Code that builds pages
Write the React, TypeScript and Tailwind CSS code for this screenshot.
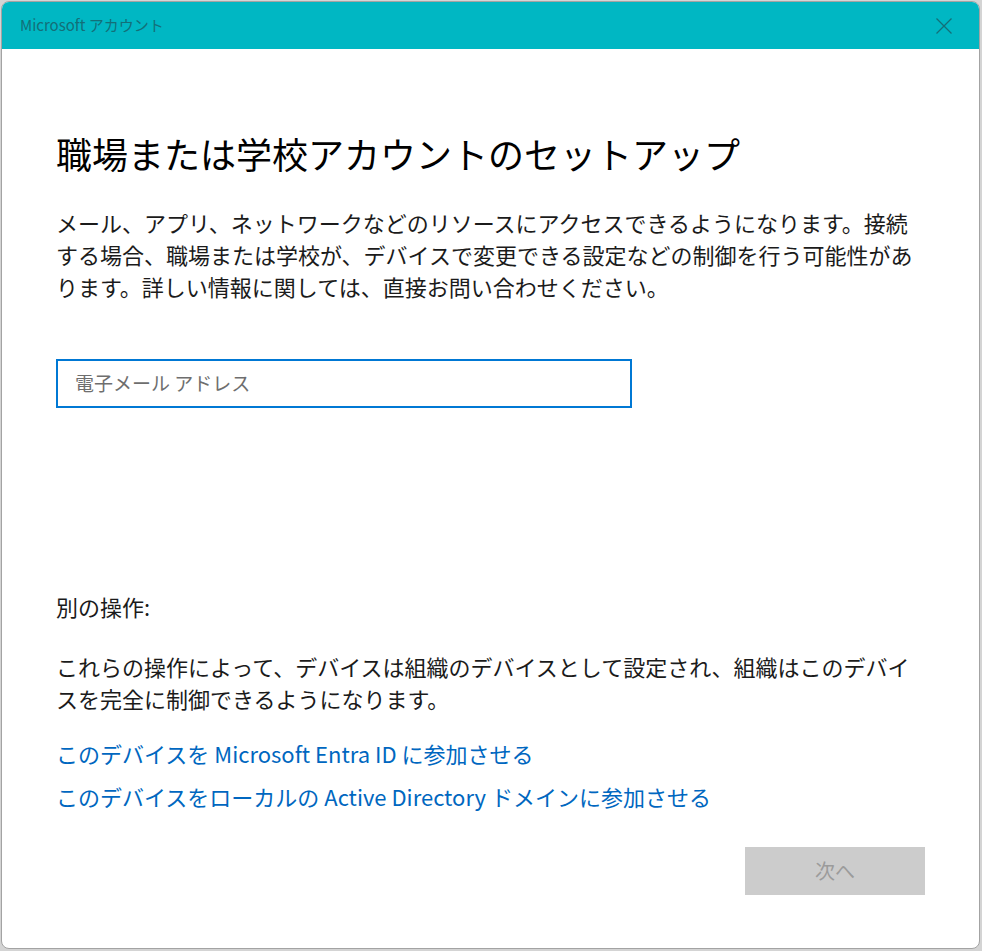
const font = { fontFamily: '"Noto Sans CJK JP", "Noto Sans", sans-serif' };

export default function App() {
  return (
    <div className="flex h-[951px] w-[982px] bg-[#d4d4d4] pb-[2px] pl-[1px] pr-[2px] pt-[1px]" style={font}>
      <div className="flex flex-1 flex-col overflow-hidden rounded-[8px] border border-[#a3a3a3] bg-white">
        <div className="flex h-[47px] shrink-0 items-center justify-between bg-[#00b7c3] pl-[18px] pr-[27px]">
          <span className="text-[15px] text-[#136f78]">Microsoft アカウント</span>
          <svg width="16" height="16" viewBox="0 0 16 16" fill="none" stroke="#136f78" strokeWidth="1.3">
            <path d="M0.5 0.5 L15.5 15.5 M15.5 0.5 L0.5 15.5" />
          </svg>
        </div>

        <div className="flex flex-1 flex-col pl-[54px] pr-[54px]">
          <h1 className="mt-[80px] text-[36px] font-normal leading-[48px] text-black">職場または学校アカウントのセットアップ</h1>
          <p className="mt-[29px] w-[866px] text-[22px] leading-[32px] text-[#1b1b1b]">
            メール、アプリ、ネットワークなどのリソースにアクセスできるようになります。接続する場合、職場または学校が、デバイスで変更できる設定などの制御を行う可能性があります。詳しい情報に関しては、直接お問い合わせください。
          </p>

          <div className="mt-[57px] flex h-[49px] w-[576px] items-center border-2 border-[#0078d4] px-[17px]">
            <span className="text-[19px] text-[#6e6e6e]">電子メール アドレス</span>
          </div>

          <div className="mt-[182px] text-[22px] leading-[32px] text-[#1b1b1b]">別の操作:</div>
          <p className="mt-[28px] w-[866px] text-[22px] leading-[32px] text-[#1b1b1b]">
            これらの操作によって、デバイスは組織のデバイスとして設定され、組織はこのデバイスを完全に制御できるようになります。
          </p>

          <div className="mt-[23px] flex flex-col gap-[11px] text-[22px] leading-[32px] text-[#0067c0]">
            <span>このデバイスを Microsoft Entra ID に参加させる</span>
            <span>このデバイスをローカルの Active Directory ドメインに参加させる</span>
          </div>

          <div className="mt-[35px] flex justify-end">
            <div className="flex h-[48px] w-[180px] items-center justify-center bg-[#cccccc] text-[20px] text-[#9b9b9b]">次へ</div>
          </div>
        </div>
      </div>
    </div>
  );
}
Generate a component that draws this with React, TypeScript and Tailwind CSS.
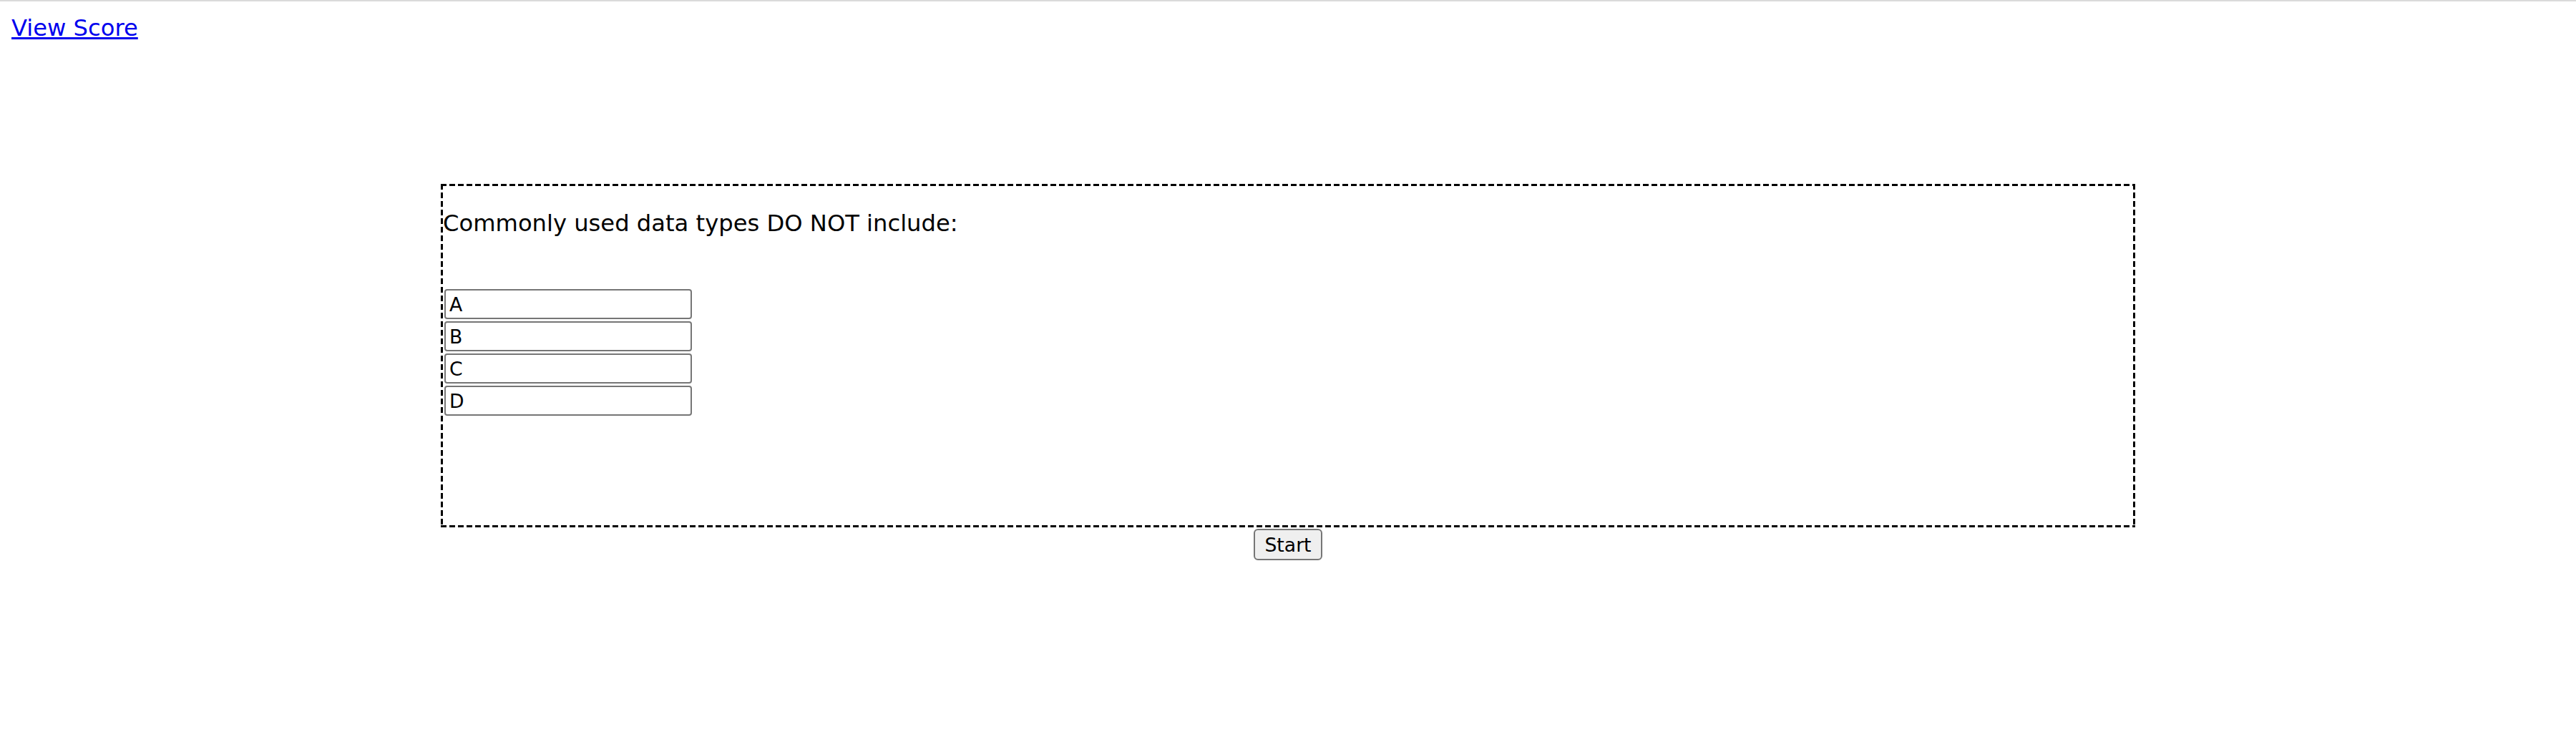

**JOB**
Reproduce the listing word for word and omit its pictures.

**WRITTEN REPLY**
Write the React, TypeScript and Tailwind CSS code for this screenshot.
const font = { fontFamily: '"Noto Sans CJK JP", "Noto Sans", sans-serif' };

export default function App() {
  return (
    <div className="flex h-[951px] w-[982px] bg-[#d4d4d4] pb-[2px] pl-[1px] pr-[2px] pt-[1px]" style={font}>
      <div className="flex flex-1 flex-col overflow-hidden rounded-[8px] border border-[#a3a3a3] bg-white">
        <div className="flex h-[47px] shrink-0 items-center justify-between bg-[#00b7c3] pl-[18px] pr-[27px]">
          <span className="text-[15px] text-[#136f78]">Microsoft アカウント</span>
          <svg width="16" height="16" viewBox="0 0 16 16" fill="none" stroke="#136f78" strokeWidth="1.3">
            <path d="M0.5 0.5 L15.5 15.5 M15.5 0.5 L0.5 15.5" />
          </svg>
        </div>

        <div className="flex flex-1 flex-col pl-[54px] pr-[54px]">
          <h1 className="mt-[80px] text-[36px] font-normal leading-[48px] text-black">職場または学校アカウントのセットアップ</h1>
          <p className="mt-[29px] w-[866px] text-[22px] leading-[32px] text-[#1b1b1b]">
            メール、アプリ、ネットワークなどのリソースにアクセスできるようになります。接続する場合、職場または学校が、デバイスで変更できる設定などの制御を行う可能性があります。詳しい情報に関しては、直接お問い合わせください。
          </p>

          <div className="mt-[57px] flex h-[49px] w-[576px] items-center border-2 border-[#0078d4] px-[17px]">
            <span className="text-[19px] text-[#6e6e6e]">電子メール アドレス</span>
          </div>

          <div className="mt-[182px] text-[22px] leading-[32px] text-[#1b1b1b]">別の操作:</div>
          <p className="mt-[28px] w-[866px] text-[22px] leading-[32px] text-[#1b1b1b]">
            これらの操作によって、デバイスは組織のデバイスとして設定され、組織はこのデバイスを完全に制御できるようになります。
          </p>

          <div className="mt-[23px] flex flex-col gap-[11px] text-[22px] leading-[32px] text-[#0067c0]">
            <span>このデバイスを Microsoft Entra ID に参加させる</span>
            <span>このデバイスをローカルの Active Directory ドメインに参加させる</span>
          </div>

          <div className="mt-[35px] flex justify-end">
            <div className="flex h-[48px] w-[180px] items-center justify-center bg-[#cccccc] text-[20px] text-[#9b9b9b]">次へ</div>
          </div>
        </div>
      </div>
    </div>
  );
}
Generate a component that draws this with React, TypeScript and Tailwind CSS.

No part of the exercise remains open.